→ **EXERCISE GOAL**
Transcribe the whole listing below without changing a word, but leave out every image.
>> begin SOURCE DATA
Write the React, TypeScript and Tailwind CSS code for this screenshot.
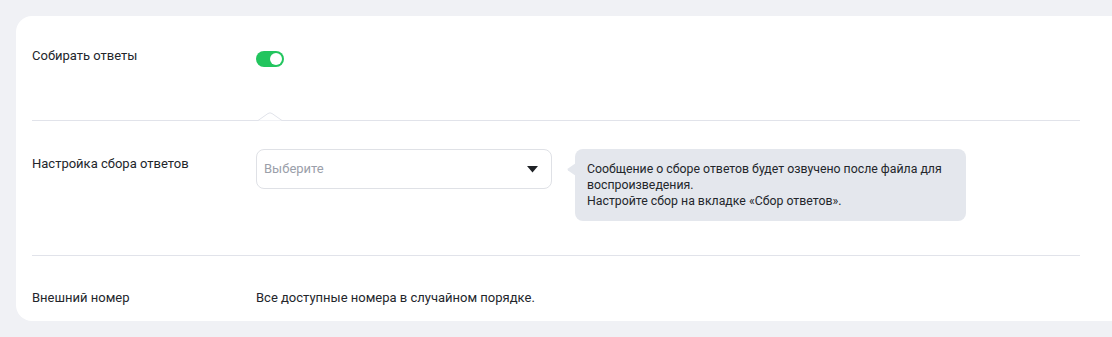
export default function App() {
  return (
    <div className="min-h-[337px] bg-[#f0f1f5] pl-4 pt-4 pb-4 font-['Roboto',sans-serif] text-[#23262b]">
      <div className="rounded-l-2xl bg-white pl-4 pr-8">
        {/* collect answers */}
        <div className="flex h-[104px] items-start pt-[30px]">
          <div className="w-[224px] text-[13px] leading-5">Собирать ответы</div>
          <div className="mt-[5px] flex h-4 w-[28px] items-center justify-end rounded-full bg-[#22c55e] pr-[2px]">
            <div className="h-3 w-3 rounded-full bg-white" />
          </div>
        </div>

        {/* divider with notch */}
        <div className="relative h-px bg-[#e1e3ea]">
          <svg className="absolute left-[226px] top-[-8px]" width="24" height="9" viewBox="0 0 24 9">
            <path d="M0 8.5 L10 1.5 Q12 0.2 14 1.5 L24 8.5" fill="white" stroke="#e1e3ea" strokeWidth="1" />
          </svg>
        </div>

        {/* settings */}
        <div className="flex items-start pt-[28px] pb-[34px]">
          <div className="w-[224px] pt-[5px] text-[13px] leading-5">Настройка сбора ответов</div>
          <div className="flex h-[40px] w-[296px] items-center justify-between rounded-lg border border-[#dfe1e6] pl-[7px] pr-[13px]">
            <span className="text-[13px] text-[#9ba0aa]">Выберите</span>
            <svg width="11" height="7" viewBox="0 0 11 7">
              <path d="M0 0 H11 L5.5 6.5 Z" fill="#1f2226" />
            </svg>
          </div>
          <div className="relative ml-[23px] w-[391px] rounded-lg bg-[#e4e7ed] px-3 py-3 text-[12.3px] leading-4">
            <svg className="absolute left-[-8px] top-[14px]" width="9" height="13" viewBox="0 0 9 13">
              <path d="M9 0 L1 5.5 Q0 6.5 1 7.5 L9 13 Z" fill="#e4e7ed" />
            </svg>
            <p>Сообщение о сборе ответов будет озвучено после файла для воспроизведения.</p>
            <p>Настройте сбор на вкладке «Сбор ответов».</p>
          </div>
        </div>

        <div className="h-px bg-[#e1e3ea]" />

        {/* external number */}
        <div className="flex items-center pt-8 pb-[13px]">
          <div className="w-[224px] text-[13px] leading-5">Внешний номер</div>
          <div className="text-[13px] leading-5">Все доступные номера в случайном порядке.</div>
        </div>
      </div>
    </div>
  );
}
>> end SOURCE DATA
→ **WRITTEN REPLY**
Write the React, TypeScript and Tailwind CSS code for this screenshot.
export default function App() {
  return (
    <div className="min-h-[337px] bg-[#f0f1f5] pl-4 pt-4 pb-4 font-['Roboto',sans-serif] text-[#23262b]">
      <div className="rounded-l-2xl bg-white pl-4 pr-8">
        {/* collect answers */}
        <div className="flex h-[104px] items-start pt-[30px]">
          <div className="w-[224px] text-[13px] leading-5">Собирать ответы</div>
          <div className="mt-[5px] flex h-4 w-[28px] items-center justify-end rounded-full bg-[#22c55e] pr-[2px]">
            <div className="h-3 w-3 rounded-full bg-white" />
          </div>
        </div>

        {/* divider with notch */}
        <div className="relative h-px bg-[#e1e3ea]">
          <svg className="absolute left-[226px] top-[-8px]" width="24" height="9" viewBox="0 0 24 9">
            <path d="M0 8.5 L10 1.5 Q12 0.2 14 1.5 L24 8.5" fill="white" stroke="#e1e3ea" strokeWidth="1" />
          </svg>
        </div>

        {/* settings */}
        <div className="flex items-start pt-[28px] pb-[34px]">
          <div className="w-[224px] pt-[5px] text-[13px] leading-5">Настройка сбора ответов</div>
          <div className="flex h-[40px] w-[296px] items-center justify-between rounded-lg border border-[#dfe1e6] pl-[7px] pr-[13px]">
            <span className="text-[13px] text-[#9ba0aa]">Выберите</span>
            <svg width="11" height="7" viewBox="0 0 11 7">
              <path d="M0 0 H11 L5.5 6.5 Z" fill="#1f2226" />
            </svg>
          </div>
          <div className="relative ml-[23px] w-[391px] rounded-lg bg-[#e4e7ed] px-3 py-3 text-[12.3px] leading-4">
            <svg className="absolute left-[-8px] top-[14px]" width="9" height="13" viewBox="0 0 9 13">
              <path d="M9 0 L1 5.5 Q0 6.5 1 7.5 L9 13 Z" fill="#e4e7ed" />
            </svg>
            <p>Сообщение о сборе ответов будет озвучено после файла для воспроизведения.</p>
            <p>Настройте сбор на вкладке «Сбор ответов».</p>
          </div>
        </div>

        <div className="h-px bg-[#e1e3ea]" />

        {/* external number */}
        <div className="flex items-center pt-8 pb-[13px]">
          <div className="w-[224px] text-[13px] leading-5">Внешний номер</div>
          <div className="text-[13px] leading-5">Все доступные номера в случайном порядке.</div>
        </div>
      </div>
    </div>
  );
}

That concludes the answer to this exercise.